What needs to be done: Identify all lines of the data containing the string "styles" and copy them.

[start Data for this exercise]

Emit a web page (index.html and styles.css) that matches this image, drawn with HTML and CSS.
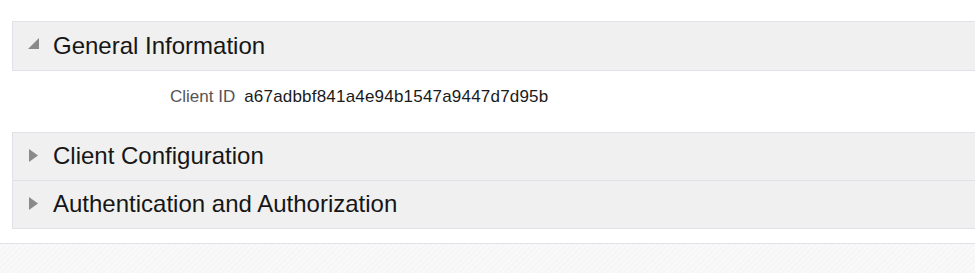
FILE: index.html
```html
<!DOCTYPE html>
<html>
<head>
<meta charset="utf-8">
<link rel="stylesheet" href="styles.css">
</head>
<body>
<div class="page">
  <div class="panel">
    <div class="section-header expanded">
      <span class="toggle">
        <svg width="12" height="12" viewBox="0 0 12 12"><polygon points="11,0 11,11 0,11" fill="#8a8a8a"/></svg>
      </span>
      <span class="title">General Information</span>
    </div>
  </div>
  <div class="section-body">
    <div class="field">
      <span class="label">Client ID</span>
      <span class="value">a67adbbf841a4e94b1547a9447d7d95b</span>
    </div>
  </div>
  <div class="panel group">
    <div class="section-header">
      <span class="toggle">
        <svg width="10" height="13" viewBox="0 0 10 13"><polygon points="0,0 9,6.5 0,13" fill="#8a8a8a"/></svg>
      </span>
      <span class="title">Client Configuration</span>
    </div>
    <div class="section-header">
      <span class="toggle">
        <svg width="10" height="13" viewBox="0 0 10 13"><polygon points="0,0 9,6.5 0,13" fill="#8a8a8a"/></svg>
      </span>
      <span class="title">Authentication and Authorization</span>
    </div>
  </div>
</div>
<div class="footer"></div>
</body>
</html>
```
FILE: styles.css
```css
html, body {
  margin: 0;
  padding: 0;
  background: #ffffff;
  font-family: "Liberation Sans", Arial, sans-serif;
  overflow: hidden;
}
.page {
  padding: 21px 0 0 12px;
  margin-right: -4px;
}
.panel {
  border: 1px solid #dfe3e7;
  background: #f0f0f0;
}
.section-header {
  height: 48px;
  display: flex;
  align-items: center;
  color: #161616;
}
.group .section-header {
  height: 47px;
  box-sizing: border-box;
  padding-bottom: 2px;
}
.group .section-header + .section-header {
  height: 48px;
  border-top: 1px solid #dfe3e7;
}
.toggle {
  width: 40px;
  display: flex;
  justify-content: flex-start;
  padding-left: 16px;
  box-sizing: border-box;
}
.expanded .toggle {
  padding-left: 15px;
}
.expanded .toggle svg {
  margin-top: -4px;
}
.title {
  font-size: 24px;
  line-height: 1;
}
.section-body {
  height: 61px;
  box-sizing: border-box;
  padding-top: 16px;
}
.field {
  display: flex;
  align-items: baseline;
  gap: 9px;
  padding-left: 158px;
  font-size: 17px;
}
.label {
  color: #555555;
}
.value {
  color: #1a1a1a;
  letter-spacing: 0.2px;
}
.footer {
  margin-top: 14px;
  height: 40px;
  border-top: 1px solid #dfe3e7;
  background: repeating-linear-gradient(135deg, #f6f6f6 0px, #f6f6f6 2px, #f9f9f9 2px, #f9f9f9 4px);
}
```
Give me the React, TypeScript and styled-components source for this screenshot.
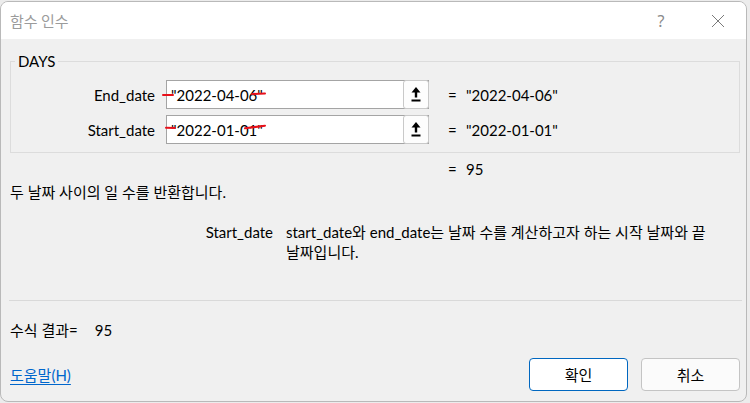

[end Data for this exercise]

Output for this task:
Emit a web page (index.html and styles.css) that matches this image, drawn with HTML and CSS.
<link rel="stylesheet" href="styles.css">
FILE: styles.css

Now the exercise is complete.